Editor's Note: This was originally published for FANGORIA on October 22, 2004, and we're proud to share it as part of The Gingold Files.
It would be a shame if Jim VanBebber’s The Manson Family got lumped in with all the other true-serial-killer movies that have been glutting the horror scene these days. For one thing, VanBebber has been working on this project for over a decade, since long before those other films were twinkles in their creators’ eyes; for another, the writer/director is after more than a simple case history. For all the extreme blood and gore he presents, he’s just as interested in creating a document of the times and attitudes that spawned Charles Manson and his crimes. His evocation of the period is just as notable as—perhaps more so than—the bluntness of the murder scenes. Indeed, it’s when VanBebber sets his action in the “present” that his film is least effective.
Those framing sequences involve a TV producer working on a documentary about Manson, and a bunch of young cultists who still revere Charlie and plot the producer’s demise. Not as effective as the main body of the movie, these scenes could be seen as a sort of retroactive metaphor for the forces that seem to have been arrayed against VanBebber’s quest to get his own docudrama-styled feature to the screen. Prior to finally receiving finishing funds from Blue Underground UK, the filmmaker screened a rough cut of his movie at numerous venues over the past decade; I caught it at Montreal’s Fantasia in 1997 (under its original title Charlie’s Family), and found the grainy, damaged-looking images of corruption and murder pretty damn disturbing. In its finished form, with a sharp and raucous soundtrack, it still gets under the skin, in part because a good deal of it retains an intentionally homemade look.
Mixing film stocks (plus occasional video inserts) and abusing the footage until some of it appears as battered as the Manson followers’ victims, VanBebber chronicles the formation of Charlie’s cult, their activities at the Spahn ranch and the circumstances that led them to go on a grotesque murder spree in 1969. Most of the movie’s first hour or so isn’t really violent at all, as VanBebber mixes dramatizations with “interviews” (performed by actors) with assorted members of the Family. The acting is as intentionally artless as the filmmaking, and while the performances are varied, they’re all effectively unmannered and fit right into VanBebber’s vérité approach. His use of handheld camera and docu-style editing puts you right into the scene, and frequent surreal insert shots nicely capture the hallucinatory state of the times. Most impressively, he does a better job than anyone could have expected of recreating late-’60s California in late-’80s Dayton, Ohio.
VanBebber makes it easy to get caught up in the vibe surrounding the ranch even as he drops hints that all is not going to end well. Eventually, inexorably, the free-love-hippie aura gives way to anger and violence—shocking violence. Nasty violence. In-your-face, no-holds-barred murder setpieces that are prolonged, intense and unflinching. It’s frankly hard to watch, even for seasoned horror fans, yet VanBebber’s in-your-face depictions are of a piece with the you-are-there dramatizations that precede them. In a sense, VanBebber seems to be saying, “You’re paying your money to watch a movie about murders that actually happened, in which real people were killed? Well, here’s how it really went down.” Unlike some other examples of the true-killer trend, this film doesn’t trick up the onscreen deaths with fancy editing, propulsive music or other gimmicks that attempt to turn the carnage into “entertainment.” For better or worse, VanBebber shows it like it was.

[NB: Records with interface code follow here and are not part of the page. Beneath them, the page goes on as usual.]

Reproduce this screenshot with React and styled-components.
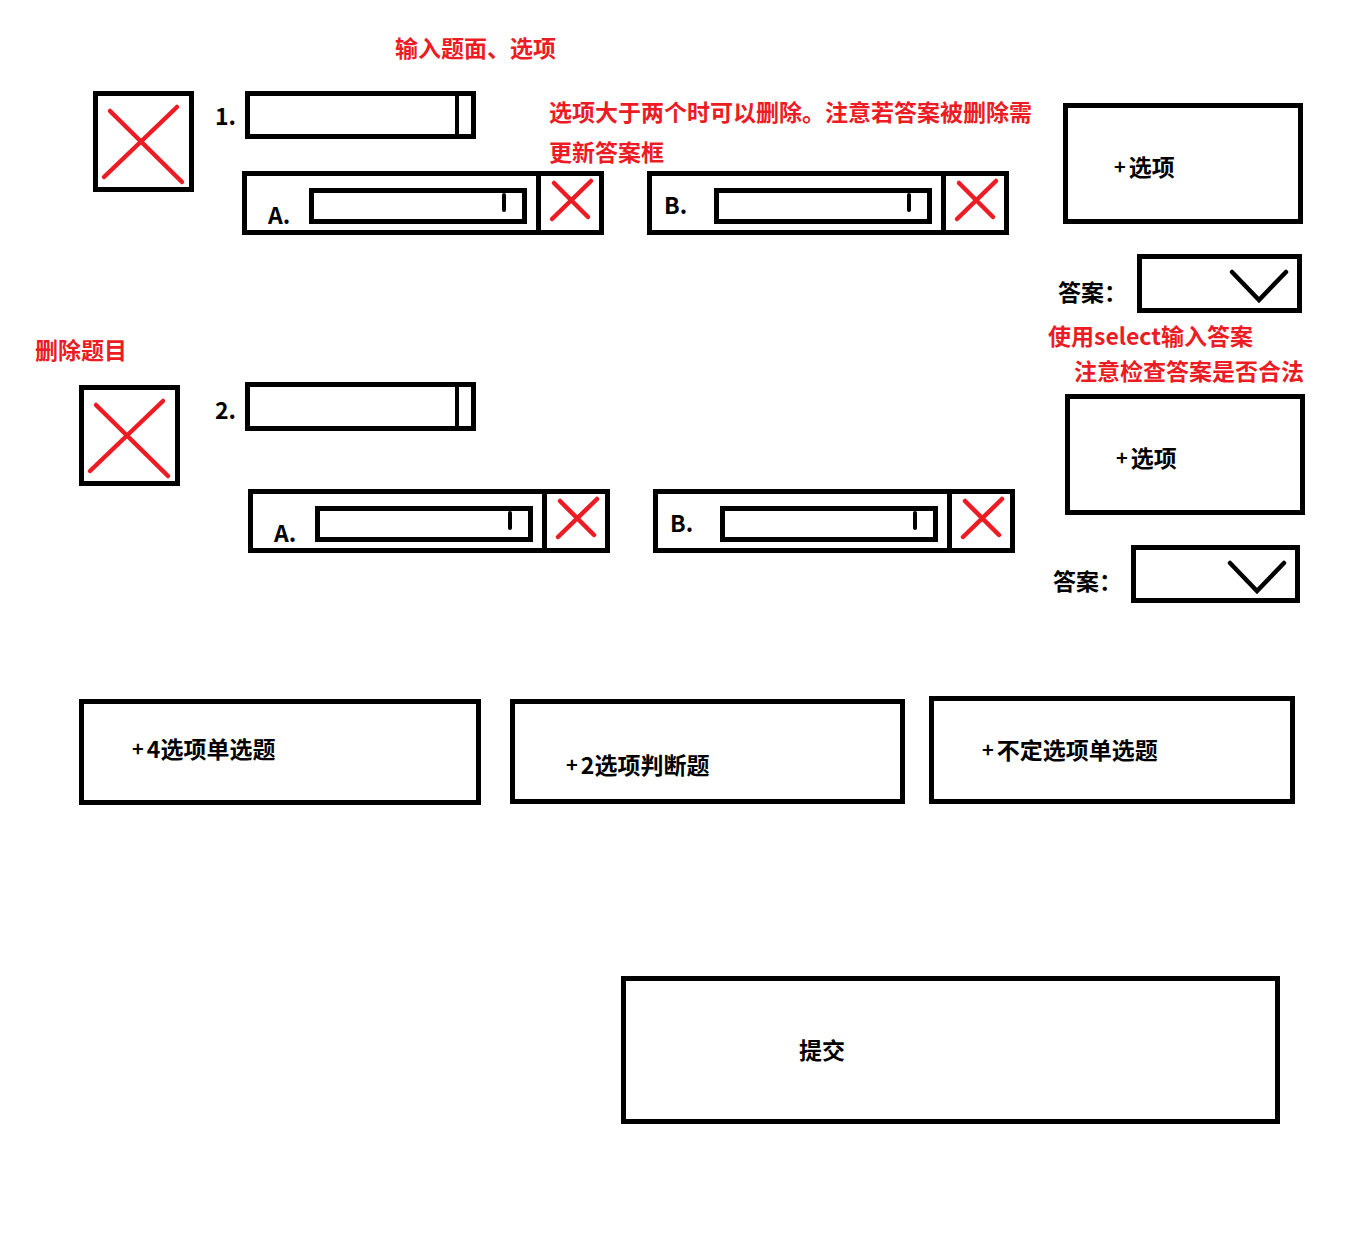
import React from "react";
import styled, { createGlobalStyle } from "styled-components";

const RED = "#ed1c24";

const GlobalStyle = createGlobalStyle`
	html, body {
		margin: 0;
		padding: 0;
		background: #fff;
	}
	body {
		font-family: "Noto Sans CJK SC", "Microsoft YaHei", sans-serif;
		font-weight: 700;
		color: #000;
	}
	* {
		box-sizing: border-box;
	}
`;

const Page = styled.div`
	width: 1371px;
	min-height: 1251px;
	display: flex;
	flex-direction: column;
	align-items: flex-start;
`;

const Note = styled.div`
	color: ${RED};
	font-size: 23px;
	line-height: ${(p) => p.$lh || 36}px;
	margin-top: ${(p) => p.$mt || 0}px;
	margin-left: ${(p) => p.$ml || 0}px;
	width: ${(p) => (p.$w ? `${p.$w}px` : "auto")};
	white-space: ${(p) => (p.$w ? "normal" : "nowrap")};
`;

const Board = styled.div`
	display: flex;
	align-items: flex-start;
	width: 100%;
`;

const QuestionList = styled.div`
	width: 1048px;
	flex-shrink: 0;
	display: flex;
	flex-direction: column;
	align-items: flex-start;
`;

const SidePanel = styled.div`
	flex: 1;
	display: flex;
	flex-direction: column;
	align-items: flex-start;
`;

const QuestionBlock = styled.section`
	display: flex;
	align-items: flex-start;
	margin-top: ${(p) => p.$mt}px;
`;

const DeleteBox = styled.button`
	appearance: none;
	padding: 0;
	background: #fff;
	width: 101px;
	height: 101px;
	border: 5px solid #000;
	margin-top: ${(p) => p.$mt || 0}px;
	margin-left: ${(p) => p.$ml || 0}px;
	display: flex;
	flex-shrink: 0;
	cursor: pointer;
`;

const QuestionBody = styled.div`
	display: flex;
	flex-direction: column;
	align-items: flex-start;
	margin-left: ${(p) => p.$ml}px;
`;

const TitleRow = styled.div`
	display: flex;
	align-items: flex-start;
`;

const Num = styled.span`
	width: 30px;
	font-size: 23px;
	line-height: 48px;
	margin-top: ${(p) => p.$mt || 0}px;
`;

const TitleInput = styled.div`
	width: 231px;
	height: ${(p) => p.$h}px;
	border: 5px solid #000;
	display: flex;
	justify-content: flex-end;
	padding-right: 12px;
`;

const TitleBar = styled.span`
	width: 4px;
	background: #000;
`;

const OptionsRow = styled.div`
	display: flex;
	align-items: flex-start;
	gap: 43px;
	margin-top: ${(p) => p.$mt || 0}px;
	margin-left: ${(p) => p.$ml || 0}px;
`;

const OptionItem = styled.div`
	width: 362px;
	height: 64px;
	border: 5px solid #000;
	display: flex;
`;

const OptionMain = styled.div`
	flex: 1;
	display: flex;
	align-items: flex-start;
`;

const OptionLabel = styled.span`
	width: 62px;
	padding-left: ${(p) => p.$pl}px;
	margin-top: ${(p) => p.$mt}px;
	font-size: 23px;
	line-height: 36px;
`;

const OptionInput = styled.div`
	width: 218px;
	height: 36px;
	margin-top: 12px;
	border: 5px solid #000;
	display: flex;
	justify-content: flex-end;
	align-items: flex-start;
	padding: 0 16px 0 0;
`;

const Caret = styled.span`
	width: 4px;
	height: 19px;
	border-radius: 2px;
	background: #000;
`;

const OptionDelete = styled.button`
	appearance: none;
	padding: 0;
	background: #fff;
	width: 63px;
	border: none;
	border-left: 5px solid #000;
	display: flex;
	cursor: pointer;
`;

const Plus = styled.span`
	font-size: 20px;
	margin-right: 3px;
`;

const AddOptionButton = styled.button`
	appearance: none;
	background: #fff;
	width: 240px;
	height: 121px;
	border: 5px solid #000;
	margin-top: ${(p) => p.$mt}px;
	margin-left: ${(p) => p.$ml}px;
	padding: 40px 0 0 46px;
	display: flex;
	align-items: center;
	align-content: flex-start;
	flex-wrap: wrap;
	font-family: inherit;
	font-weight: 700;
	font-size: 23px;
	line-height: 36px;
	color: #000;
	cursor: pointer;
`;

const AnswerRow = styled.div`
	display: flex;
	align-items: flex-start;
	margin-top: ${(p) => p.$mt}px;
	margin-left: ${(p) => p.$ml}px;
`;

const AnswerLabel = styled.span`
	width: ${(p) => p.$w}px;
	margin-top: ${(p) => p.$mt}px;
	font-size: 23px;
	line-height: 36px;
`;

const SelectBox = styled.div`
	width: ${(p) => p.$w}px;
	height: ${(p) => p.$h}px;
	border: 5px solid #000;
	display: flex;
	justify-content: flex-end;
	align-items: flex-start;
	padding: 9px 8px 0 0;
`;

const ActionRow = styled.div`
	display: flex;
	align-items: flex-start;
	margin-top: ${(p) => p.$mt}px;
`;

const ActionButton = styled.button`
	appearance: none;
	background: #fff;
	width: ${(p) => p.$w}px;
	height: ${(p) => p.$h}px;
	margin-top: ${(p) => p.$mt || 0}px;
	margin-left: ${(p) => p.$ml}px;
	padding: ${(p) => p.$pt}px 0 0 ${(p) => p.$pl}px;
	border: 5px solid #000;
	display: flex;
	align-items: center;
	align-content: flex-start;
	flex-wrap: wrap;
	font-family: inherit;
	font-weight: 700;
	font-size: 23px;
	line-height: 36px;
	color: #000;
	white-space: nowrap;
	cursor: pointer;
`;

const BigCross = () => (
	<svg width="91" height="91" viewBox="1 1 91 91">
		<g stroke={RED} strokeWidth="4.5" strokeLinecap="round">
			<line x1="13" y1="16" x2="85" y2="87" />
			<line x1="80" y1="12" x2="7" y2="82" />
		</g>
	</svg>
);

const SmallCross = () => (
	<svg width="58" height="54" viewBox="0 1 58 54">
		<g stroke={RED} strokeWidth="4.5" strokeLinecap="round">
			<line x1="13" y1="8" x2="47" y2="42" />
			<line x1="50" y1="6" x2="11" y2="44" />
		</g>
	</svg>
);

const Chevron = () => (
	<svg width="60" height="38" viewBox="0 0 60 38">
		<path d="M3 4 L30 32 L57 4" fill="none" stroke="#000" strokeWidth="4.5" strokeLinecap="round" />
	</svg>
);

const Option = ({ label, pl, mt }) => (
	<OptionItem>
		<OptionMain>
			<OptionLabel $pl={pl} $mt={mt}>
				{label}
			</OptionLabel>
			<OptionInput>
				<Caret />
			</OptionInput>
		</OptionMain>
		<OptionDelete type="button">
			<SmallCross />
		</OptionDelete>
	</OptionItem>
);

const Options = ({ mt, ml }) => (
	<OptionsRow $mt={mt} $ml={ml}>
		<Option label="A." pl={21} mt={20} />
		<Option label="B." pl={12} mt={10} />
	</OptionsRow>
);

const App = () => {
	return (
		<Page>
			<GlobalStyle />
			<Note $mt={29} $ml={395}>
				输入题面、选项
			</Note>
			<Board>
				<QuestionList>
					<QuestionBlock $mt={26}>
						<DeleteBox type="button" $ml={93}>
							<BigCross />
						</DeleteBox>
						<QuestionBody $ml={21}>
							<TitleRow>
								<Num>1.</Num>
								<TitleInput $h={48}>
									<TitleBar />
								</TitleInput>
								<Note $ml={73} $w={490} $lh={40}>
									选项大于两个时可以删除。注意若答案被删除需更新答案框
								</Note>
							</TitleRow>
							<Options mt={0} ml={27} />
						</QuestionBody>
					</QuestionBlock>

					<Note $mt={96} $ml={35}>
						删除题目
					</Note>

					<QuestionBlock $mt={15}>
						<DeleteBox type="button" $ml={79} $mt={3}>
							<BigCross />
						</DeleteBox>
						<QuestionBody $ml={35}>
							<TitleRow>
								<Num $mt={3}>2.</Num>
								<TitleInput $h={49}>
									<TitleBar />
								</TitleInput>
							</TitleRow>
							<Options mt={56} ml={33} />
						</QuestionBody>
					</QuestionBlock>
				</QuestionList>

				<SidePanel>
					<AddOptionButton type="button" $mt={38} $ml={15}>
						<Plus>+</Plus>
						<span>选项</span>
					</AddOptionButton>
					<AnswerRow $mt={30} $ml={10}>
						<AnswerLabel $w={79} $mt={19}>
							答案：
						</AnswerLabel>
						<SelectBox $w={165} $h={59}>
							<Chevron />
						</SelectBox>
					</AnswerRow>
					<Note $lh={35} $mt={5}>
						使用select输入答案
					</Note>
					<Note $lh={35} $ml={26}>
						注意检查答案是否合法
					</Note>
					<AddOptionButton type="button" $mt={6} $ml={17}>
						<Plus>+</Plus>
						<span>选项</span>
					</AddOptionButton>
					<AnswerRow $mt={30} $ml={5}>
						<AnswerLabel $w={78} $mt={17}>
							答案：
						</AnswerLabel>
						<SelectBox $w={169} $h={58}>
							<Chevron />
						</SelectBox>
					</AnswerRow>
				</SidePanel>
			</Board>

			<ActionRow $mt={93}>
				<ActionButton type="button" $ml={79} $mt={3} $w={402} $h={106} $pl={48} $pt={26}>
					<Plus>+</Plus>
					<span>4选项单选题</span>
				</ActionButton>
				<ActionButton type="button" $ml={29} $mt={3} $w={395} $h={105} $pl={51} $pt={42}>
					<Plus>+</Plus>
					<span>2选项判断题</span>
				</ActionButton>
				<ActionButton type="button" $ml={24} $w={366} $h={108} $pl={48} $pt={30}>
					<Plus>+</Plus>
					<span>不定选项单选题</span>
				</ActionButton>
			</ActionRow>

			<ActionButton type="button" $ml={621} $mt={171} $w={659} $h={148} $pl={173} $pt={50}>
				<span>提交</span>
			</ActionButton>
		</Page>
	);
};

export default App;
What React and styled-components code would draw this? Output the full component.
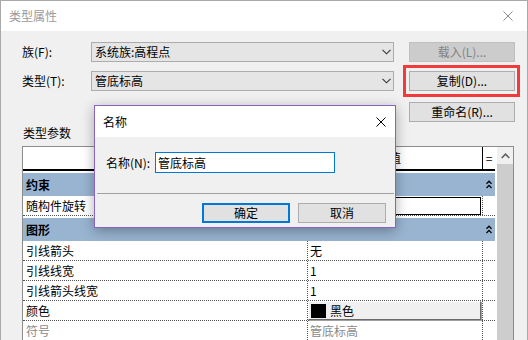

The Manson Family begs the question elicited by any film derived from real-life horror: Why tell this story, and dredge up dreadful memories from America’s unconscious? In this case, VanBebber justifies the telling with his raw artistry, his evocation of a specific time and place and examination of how an era devoted to “peace, love and understanding” spawned one of history’s most vicious crimes. It would have been easy to make a film in which the Manson cult’s murders were the sole point; it’s VanBebber’s achievement that he holds our interest in the Family before they pick up their weapons.